**What is expected**
Tally up the lines where the string "that" appears; reply with the number only.

**Data shown**
* * * *

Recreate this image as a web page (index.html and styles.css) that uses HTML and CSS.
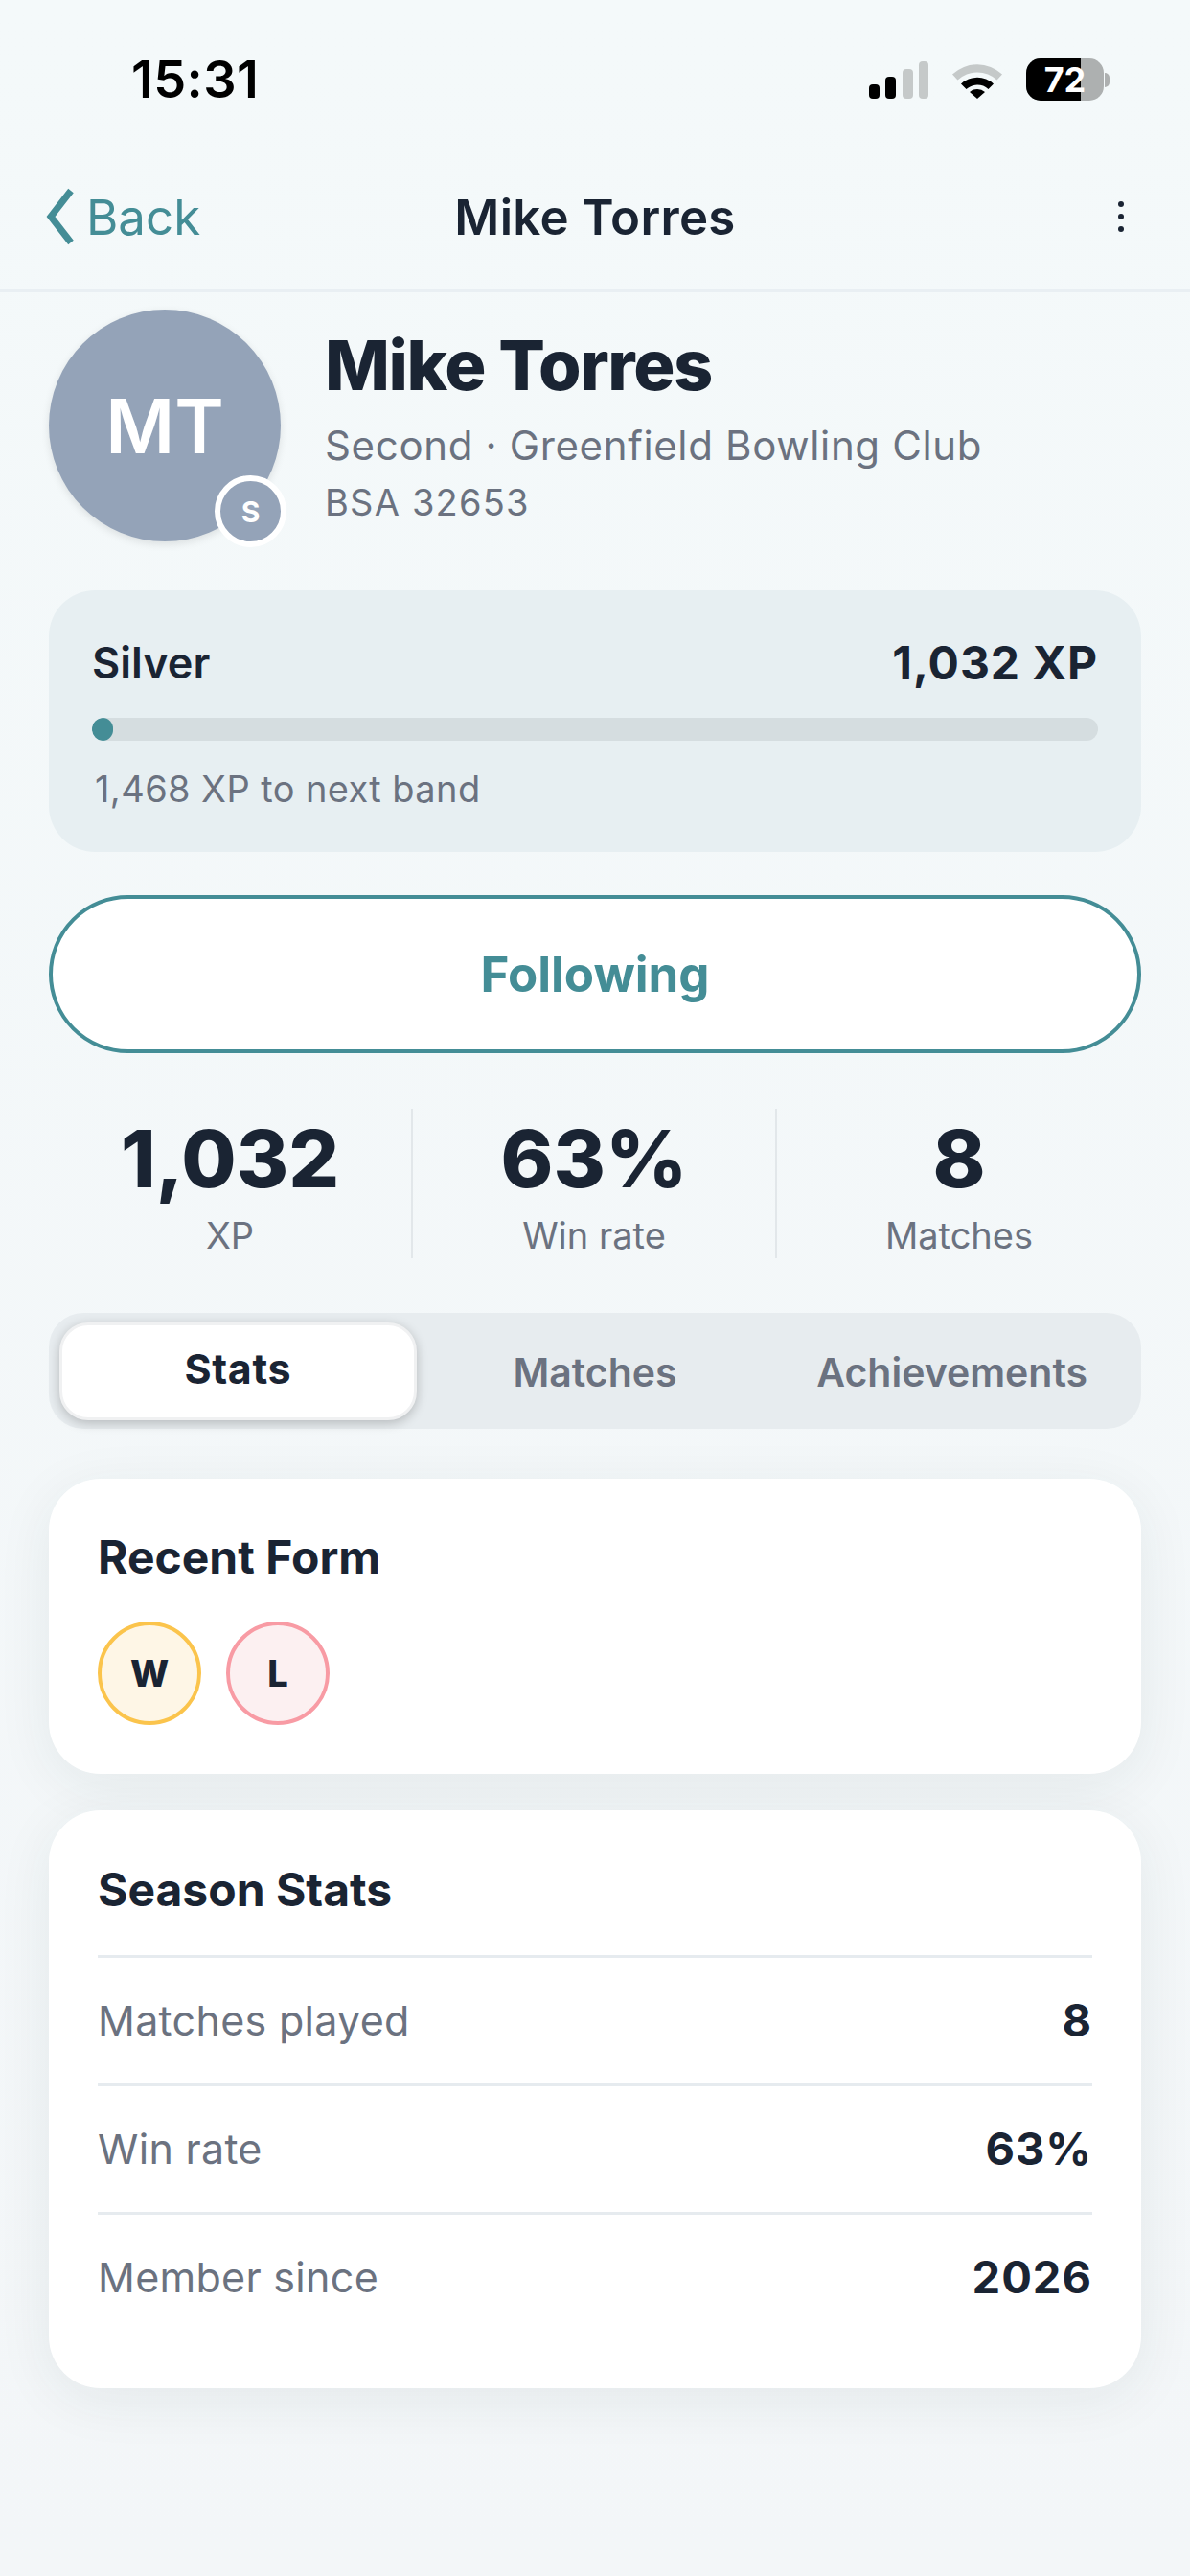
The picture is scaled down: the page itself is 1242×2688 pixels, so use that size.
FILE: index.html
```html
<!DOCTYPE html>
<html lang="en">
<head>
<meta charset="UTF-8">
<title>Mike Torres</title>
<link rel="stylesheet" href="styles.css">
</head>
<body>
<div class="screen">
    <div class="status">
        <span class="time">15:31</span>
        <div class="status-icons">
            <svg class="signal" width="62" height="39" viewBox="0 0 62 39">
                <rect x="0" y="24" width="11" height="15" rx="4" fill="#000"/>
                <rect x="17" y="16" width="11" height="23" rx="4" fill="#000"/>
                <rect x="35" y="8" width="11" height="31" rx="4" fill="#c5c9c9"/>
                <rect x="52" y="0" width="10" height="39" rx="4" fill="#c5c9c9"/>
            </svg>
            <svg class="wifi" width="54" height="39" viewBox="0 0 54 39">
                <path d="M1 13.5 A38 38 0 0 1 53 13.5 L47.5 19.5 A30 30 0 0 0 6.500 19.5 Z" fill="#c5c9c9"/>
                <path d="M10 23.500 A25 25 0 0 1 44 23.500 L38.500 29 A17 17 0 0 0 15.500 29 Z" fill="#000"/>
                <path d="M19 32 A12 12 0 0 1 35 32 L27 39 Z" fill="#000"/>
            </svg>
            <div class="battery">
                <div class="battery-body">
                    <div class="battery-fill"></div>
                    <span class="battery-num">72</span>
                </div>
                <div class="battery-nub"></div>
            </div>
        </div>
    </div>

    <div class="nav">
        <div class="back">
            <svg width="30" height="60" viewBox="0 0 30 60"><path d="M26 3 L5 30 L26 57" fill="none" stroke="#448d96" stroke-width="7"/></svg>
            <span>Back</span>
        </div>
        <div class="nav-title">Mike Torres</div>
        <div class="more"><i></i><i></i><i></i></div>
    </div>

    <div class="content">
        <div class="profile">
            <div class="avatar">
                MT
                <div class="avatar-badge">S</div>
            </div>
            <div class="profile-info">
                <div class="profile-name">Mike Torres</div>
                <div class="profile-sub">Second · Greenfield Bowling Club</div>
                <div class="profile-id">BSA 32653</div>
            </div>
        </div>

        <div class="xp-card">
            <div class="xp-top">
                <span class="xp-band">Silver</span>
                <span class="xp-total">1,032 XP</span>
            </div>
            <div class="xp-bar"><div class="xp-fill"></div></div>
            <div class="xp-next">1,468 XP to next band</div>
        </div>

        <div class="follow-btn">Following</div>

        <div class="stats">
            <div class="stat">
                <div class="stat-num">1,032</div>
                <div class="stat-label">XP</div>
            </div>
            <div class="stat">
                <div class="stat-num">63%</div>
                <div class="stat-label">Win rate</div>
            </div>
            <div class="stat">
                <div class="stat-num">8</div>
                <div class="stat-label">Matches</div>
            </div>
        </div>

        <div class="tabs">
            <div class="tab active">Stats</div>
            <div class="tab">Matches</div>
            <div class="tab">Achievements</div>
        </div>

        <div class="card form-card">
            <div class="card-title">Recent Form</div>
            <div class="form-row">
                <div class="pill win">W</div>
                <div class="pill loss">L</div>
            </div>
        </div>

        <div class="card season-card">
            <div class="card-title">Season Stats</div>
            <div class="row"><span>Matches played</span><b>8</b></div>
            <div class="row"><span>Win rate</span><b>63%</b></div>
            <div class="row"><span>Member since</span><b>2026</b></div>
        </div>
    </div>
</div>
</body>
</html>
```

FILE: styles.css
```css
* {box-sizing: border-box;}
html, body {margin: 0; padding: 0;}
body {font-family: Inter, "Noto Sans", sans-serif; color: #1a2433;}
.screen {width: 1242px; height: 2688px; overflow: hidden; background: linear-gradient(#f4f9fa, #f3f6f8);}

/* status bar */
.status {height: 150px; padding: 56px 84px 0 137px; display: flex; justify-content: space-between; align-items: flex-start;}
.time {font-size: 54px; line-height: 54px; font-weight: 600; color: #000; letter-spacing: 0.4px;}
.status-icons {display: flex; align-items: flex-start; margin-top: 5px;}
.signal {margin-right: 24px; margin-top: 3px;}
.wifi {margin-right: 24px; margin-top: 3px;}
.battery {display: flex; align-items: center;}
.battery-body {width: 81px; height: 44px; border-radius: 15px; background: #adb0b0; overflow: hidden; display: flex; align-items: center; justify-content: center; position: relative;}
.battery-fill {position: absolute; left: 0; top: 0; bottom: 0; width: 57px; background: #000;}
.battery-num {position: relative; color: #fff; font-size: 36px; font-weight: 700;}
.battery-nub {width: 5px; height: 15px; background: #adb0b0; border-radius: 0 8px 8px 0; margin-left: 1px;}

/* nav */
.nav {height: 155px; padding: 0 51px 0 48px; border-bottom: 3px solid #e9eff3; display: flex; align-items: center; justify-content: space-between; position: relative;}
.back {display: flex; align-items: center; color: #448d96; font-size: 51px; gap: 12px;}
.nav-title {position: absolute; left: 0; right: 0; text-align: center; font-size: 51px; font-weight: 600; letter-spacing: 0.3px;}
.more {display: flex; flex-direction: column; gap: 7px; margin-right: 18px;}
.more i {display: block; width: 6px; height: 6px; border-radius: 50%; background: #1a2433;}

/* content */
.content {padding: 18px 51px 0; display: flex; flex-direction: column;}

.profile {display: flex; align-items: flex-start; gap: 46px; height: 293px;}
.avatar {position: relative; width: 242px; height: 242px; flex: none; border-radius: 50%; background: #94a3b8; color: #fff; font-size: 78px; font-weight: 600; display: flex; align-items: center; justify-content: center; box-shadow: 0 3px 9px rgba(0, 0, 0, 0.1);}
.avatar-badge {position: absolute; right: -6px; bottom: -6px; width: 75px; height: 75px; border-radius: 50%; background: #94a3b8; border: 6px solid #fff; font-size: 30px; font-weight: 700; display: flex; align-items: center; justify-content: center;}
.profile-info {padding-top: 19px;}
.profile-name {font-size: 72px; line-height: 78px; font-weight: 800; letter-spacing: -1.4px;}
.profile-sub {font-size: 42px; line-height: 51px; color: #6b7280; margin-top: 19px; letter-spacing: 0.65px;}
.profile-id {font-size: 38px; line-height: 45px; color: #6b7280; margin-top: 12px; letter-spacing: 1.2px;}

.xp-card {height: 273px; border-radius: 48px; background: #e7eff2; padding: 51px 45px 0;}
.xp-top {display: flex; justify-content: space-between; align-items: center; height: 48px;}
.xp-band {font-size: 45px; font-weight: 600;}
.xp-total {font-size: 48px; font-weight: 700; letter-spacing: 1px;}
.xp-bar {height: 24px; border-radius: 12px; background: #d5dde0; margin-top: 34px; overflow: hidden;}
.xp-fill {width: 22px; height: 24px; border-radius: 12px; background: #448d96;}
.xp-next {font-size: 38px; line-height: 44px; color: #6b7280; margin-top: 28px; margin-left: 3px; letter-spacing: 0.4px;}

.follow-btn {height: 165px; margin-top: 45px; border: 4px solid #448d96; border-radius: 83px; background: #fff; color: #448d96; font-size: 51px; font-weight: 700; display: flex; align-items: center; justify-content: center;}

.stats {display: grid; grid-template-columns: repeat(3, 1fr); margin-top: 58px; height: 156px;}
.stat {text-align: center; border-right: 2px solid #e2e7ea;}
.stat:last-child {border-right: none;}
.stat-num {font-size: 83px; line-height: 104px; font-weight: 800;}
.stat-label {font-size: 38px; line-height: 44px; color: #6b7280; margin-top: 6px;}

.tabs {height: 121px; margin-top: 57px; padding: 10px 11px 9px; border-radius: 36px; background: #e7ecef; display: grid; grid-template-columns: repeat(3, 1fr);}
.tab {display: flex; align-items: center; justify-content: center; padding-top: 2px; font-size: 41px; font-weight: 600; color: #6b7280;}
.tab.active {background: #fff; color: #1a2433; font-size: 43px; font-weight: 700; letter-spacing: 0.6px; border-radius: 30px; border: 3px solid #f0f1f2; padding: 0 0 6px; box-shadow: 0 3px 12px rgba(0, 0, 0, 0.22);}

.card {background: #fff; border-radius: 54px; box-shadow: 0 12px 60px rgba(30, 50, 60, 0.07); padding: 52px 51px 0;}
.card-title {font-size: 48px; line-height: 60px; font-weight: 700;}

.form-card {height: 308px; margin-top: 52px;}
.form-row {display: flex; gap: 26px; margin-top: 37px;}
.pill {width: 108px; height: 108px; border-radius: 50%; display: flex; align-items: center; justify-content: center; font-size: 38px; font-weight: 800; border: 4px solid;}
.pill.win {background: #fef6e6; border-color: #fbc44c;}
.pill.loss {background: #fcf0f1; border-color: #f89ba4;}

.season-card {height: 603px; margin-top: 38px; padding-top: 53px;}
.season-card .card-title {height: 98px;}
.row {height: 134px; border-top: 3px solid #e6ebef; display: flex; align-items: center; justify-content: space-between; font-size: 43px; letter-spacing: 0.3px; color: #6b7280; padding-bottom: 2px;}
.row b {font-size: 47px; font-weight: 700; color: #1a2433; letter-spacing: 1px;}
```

* * * *

**Finished answer**
2